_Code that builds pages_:
►

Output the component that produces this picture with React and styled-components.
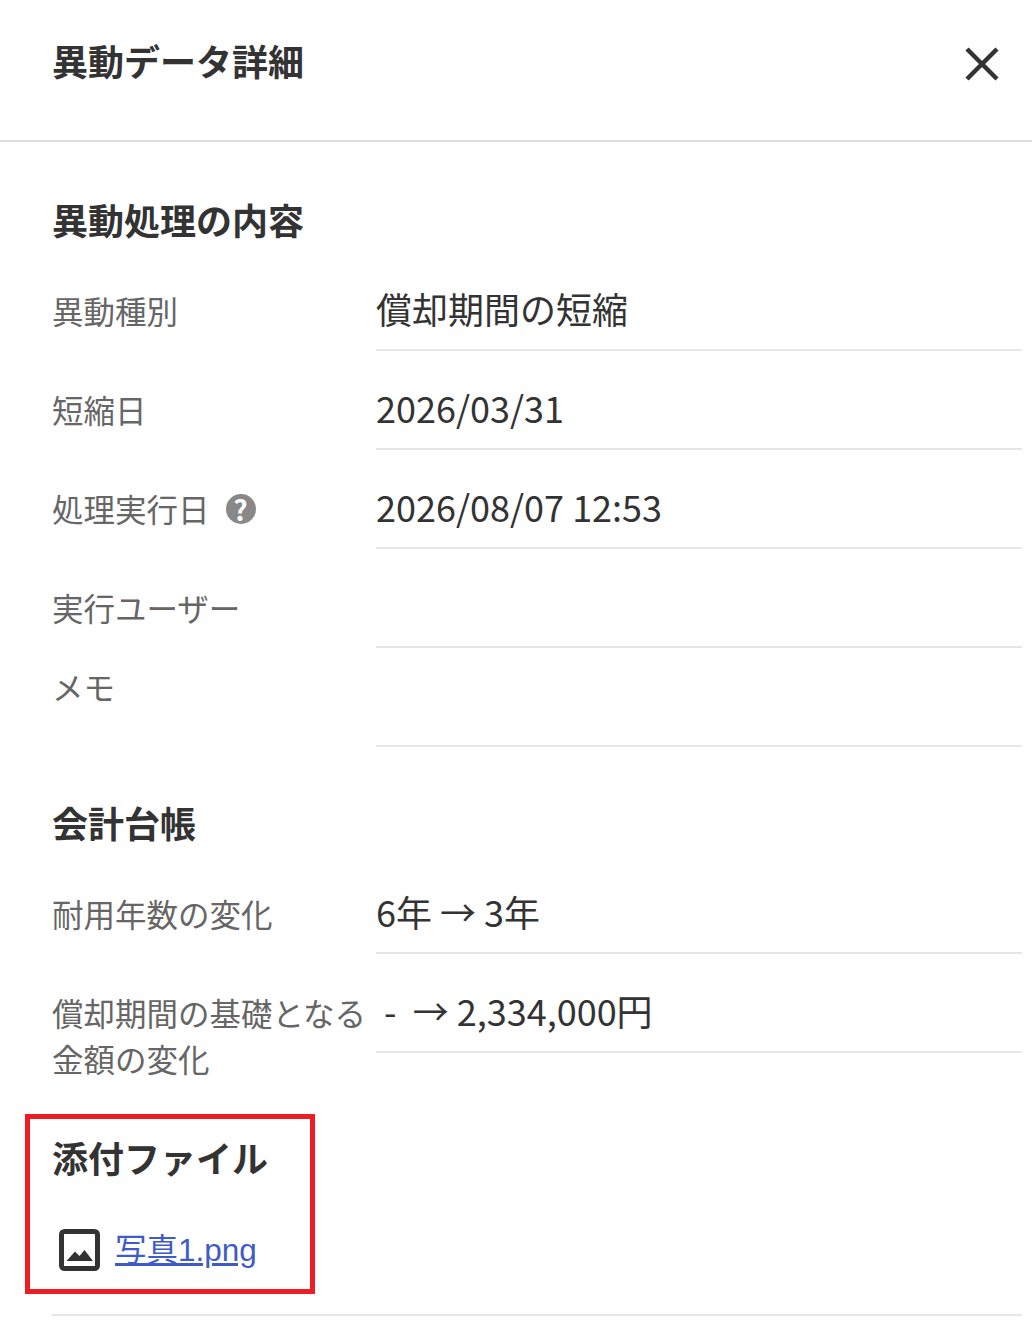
import React from "react";
import styled, { createGlobalStyle } from "styled-components";

const GlobalStyle = createGlobalStyle`
  html, body {
    margin: 0;
    padding: 0;
    background: #fff;
  }
  body {
    font-family: "Noto Sans CJK JP", "Noto Sans", sans-serif;
    color: #333;
  }
`;

const Panel = styled.div`
  width: 1032px;
  height: 1333px;
  overflow: hidden;
`;

const Header = styled.header`
  padding: 0 33px 16px 52px;
  height: 124px;
  display: flex;
  align-items: center;
  justify-content: space-between;
  border-bottom: 2px solid #ddd;
`;

const Title = styled.h1`
  margin: 0 0 4px;
  font-size: 36px;
  line-height: 50px;
  font-weight: 700;
`;

const CloseButton = styled.button`
  display: flex;
  margin-top: 4px;
  padding: 0;
  border: 0;
  background: none;
  color: #333;
`;

const Body = styled.div`
  padding: 54px 10px 0 52px;
`;

const SectionTitle = styled.h2`
  margin: ${(p) => p.$top || 0}px 0 ${(p) => p.$bottom || 10}px;
  font-size: 36px;
  line-height: 46px;
  font-weight: 700;
`;

const Row = styled.div`
  display: grid;
  grid-template-columns: 324px 646px;
`;

const Label = styled.div`
  padding-top: ${(p) => (p.$raised ? 15 : 35)}px;
  font-size: 31.5px;
  line-height: 46px;
  color: #666;
  display: flex;
  align-items: flex-start;
  gap: 16px;
`;

const Value = styled.div`
  padding-top: 31px;
  box-sizing: border-box;
  height: 99px;
  font-size: 36px;
  line-height: 50px;
  white-space: pre;
  border-bottom: 2px solid #e6e6e6;
`;

const HelpBadge = styled.span`
  width: 30px;
  height: 30px;
  margin-top: 9px;
  border-radius: 50%;
  background: #888;
  color: #fff;
  font-size: 28px;
  line-height: 30px;
  font-weight: 700;
  text-align: center;
`;

const AttachBox = styled.section`
  width: 290px;
  height: 180px;
  margin: 33px 0 0 -27px;
  padding: 15px 0 0 22px;
  box-sizing: border-box;
  border: 5px solid #ee1c25;
`;

const FileRow = styled.div`
  display: flex;
  align-items: center;
  gap: 15px;
  margin-left: 7px;
`;

const FileLink = styled.a`
  font-family: "Liberation Sans", "Noto Sans CJK JP", sans-serif;
  font-size: 31.5px;
  line-height: 46px;
  color: #3f5bc8;
  text-decoration: underline;
`;

const BottomLine = styled.div`
  width: 970px;
  margin-top: 20px;
  border-bottom: 2px solid #e6e6e6;
`;

const ImageIcon = () => (
  <svg width="41" height="42" viewBox="0 0 41 42" aria-hidden="true">
    <rect x="2.5" y="2.5" width="36" height="37" rx="3" fill="none" stroke="#333" strokeWidth="5" />
    <path d="M7.5 32 L16 22.5 L20.5 27 L25.5 21 L34 32 Z" fill="#333" />
  </svg>
);

const CloseIcon = () => (
  <svg width="34" height="34" viewBox="0 0 34 34" aria-hidden="true">
    <path d="M2 2 L32 32 M32 2 L2 32" stroke="#333" strokeWidth="4.5" fill="none" />
  </svg>
);

const processRows = [
  { label: "異動種別", value: "償却期間の短縮" },
  { label: "短縮日", value: "2026/03/31" },
  { label: "処理実行日", value: "2026/08/07 12:53", help: true },
  { label: "実行ユーザー", value: "" },
  { label: "メモ", value: "", raised: true },
];

const ledgerRows = [
  { label: "耐用年数の変化", value: "6年 → 3年" },
  { label: "償却期間の基礎となる金額の変化", value: " -  → 2,334,000円" },
];

const App = () => (
  <Panel>
    <GlobalStyle />
    <Header>
      <Title>異動データ詳細</Title>
      <CloseButton aria-label="閉じる">
        <CloseIcon />
      </CloseButton>
    </Header>
    <Body>
      <SectionTitle>異動処理の内容</SectionTitle>
      {processRows.map((row) => (
        <Row key={row.label}>
          <Label $raised={row.raised}>
            {row.label}
            {row.help && <HelpBadge>?</HelpBadge>}
          </Label>
          <Value>{row.value}</Value>
        </Row>
      ))}
      <SectionTitle $top={52}>会計台帳</SectionTitle>
      {ledgerRows.map((row) => (
        <Row key={row.label}>
          <Label>{row.label}</Label>
          <Value>{row.value}</Value>
        </Row>
      ))}
      <AttachBox>
        <SectionTitle $bottom={47}>添付ファイル</SectionTitle>
        <FileRow>
          <ImageIcon />
          <FileLink href="#">写真1.png</FileLink>
        </FileRow>
      </AttachBox>
      <BottomLine />
    </Body>
  </Panel>
);

export default App;
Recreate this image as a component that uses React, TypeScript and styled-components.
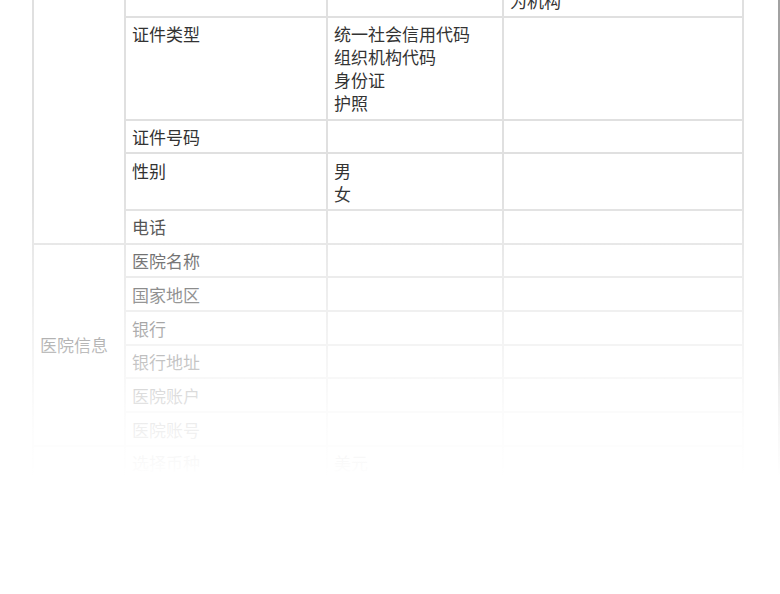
import React from "react";
import styled, { createGlobalStyle } from "styled-components";

const GlobalStyle = createGlobalStyle`
  html, body {
    margin: 0;
    padding: 0;
    background: #ffffff;
    overflow: hidden;
  }
  body {
    font-family: "Noto Sans CJK SC", "Noto Sans", sans-serif;
  }
`;

const Viewport = styled.div`
  position: relative;
  width: 780px;
  height: 594px;
  overflow: hidden;
  background: #ffffff;
`;

const Frame = styled.div`
  box-sizing: border-box;
  width: 780px;
  min-height: 594px;
  border-right: 2px solid #a2a2a2;
  padding-left: 32px;
`;

const Table = styled.table`
  margin-top: -344px;
  width: 712px;
  table-layout: fixed;
  border-collapse: collapse;
  border: 2px solid #e0e0e0;
  font-family: "Noto Sans CJK SC", sans-serif;
  font-size: 17px;
  line-height: 23px;
  color: #333333;
`;

const Cell = styled.td`
  border: 2px solid #e0e0e0;
  padding: 4.5px 8px 4.2px 6px;
  vertical-align: top;
  white-space: nowrap;
  overflow: hidden;
`;

const GroupCell = styled(Cell)`
  vertical-align: middle;
`;

const Line = styled.div`
  display: block;
`;

const Fade = styled.div`
  position: absolute;
  inset: 0;
  pointer-events: none;
  background: linear-gradient(
    to bottom,
    rgba(255, 255, 255, 0) 0px,
    rgba(255, 255, 255, 0) 190px,
    rgba(255, 255, 255, 0.33) 260px,
    rgba(255, 255, 255, 0.58) 327px,
    rgba(255, 255, 255, 0.83) 394px,
    rgba(255, 255, 255, 0.92) 428px,
    rgba(255, 255, 255, 0.97) 460px,
    rgba(255, 255, 255, 1) 476px,
    rgba(255, 255, 255, 1) 594px
  );
`;

type Row = { name: string; options?: string[]; note?: string[] };
type Group = { label: string; rows: Row[] };

const groups: Group[] = [
  {
    label: "申请人信息",
    rows: [
      { name: "申请人名称" },
      { name: "英文名称" },
      { name: "国家地区" },
      { name: "省市" },
      { name: "详细地址" },
      { name: "邮政编码" },
      { name: "联系人" },
      { name: "电子邮箱" },
      { name: "传真" },
      {
        name: "申请人类型",
        note: ["选择个人时为个人，选择机构时", "为机构"],
      },
      {
        name: "证件类型",
        options: ["统一社会信用代码", "组织机构代码", "身份证", "护照"],
      },
      { name: "证件号码" },
      { name: "性别", options: ["男", "女"] },
      { name: "电话" },
    ],
  },
  {
    label: "医院信息",
    rows: [
      { name: "医院名称" },
      { name: "国家地区" },
      { name: "银行" },
      { name: "银行地址" },
      { name: "医院账户" },
      { name: "医院账号" },
    ],
  },
  {
    label: "费用信息",
    rows: [
      { name: "选择币种", options: ["美元", "人民币"] },
      { name: "金额" },
      { name: "备注" },
    ],
  },
];

const Lines: React.FC<{ items?: string[] }> = ({ items }) => (
  <>
    {(items ?? []).map((t) => (
      <Line key={t}>{t}</Line>
    ))}
  </>
);

export default function App() {
  return (
    <>
      <GlobalStyle />
      <Viewport>
        <Frame>
          <Table>
            <colgroup>
              <col style={{ width: 92 }} />
              <col style={{ width: 202 }} />
              <col style={{ width: 176 }} />
              <col style={{ width: 240 }} />
            </colgroup>
            <tbody>
              {groups.map((g) =>
                g.rows.map((r, i) => (
                  <tr key={g.label + r.name}>
                    {i === 0 && (
                      <GroupCell rowSpan={g.rows.length}>{g.label}</GroupCell>
                    )}
                    <Cell>{r.name}</Cell>
                    <Cell>
                      <Lines items={r.options} />
                    </Cell>
                    <Cell>
                      <Lines items={r.note} />
                    </Cell>
                  </tr>
                ))
              )}
            </tbody>
          </Table>
        </Frame>
        <Fade />
      </Viewport>
    </>
  );
}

◄

_Written problem_:
Gather each line in these records that contains the string "this".

_Output below_:
Output the component that produces this picture with React and styled-components.
Recreate this image as a component that uses React, TypeScript and styled-components.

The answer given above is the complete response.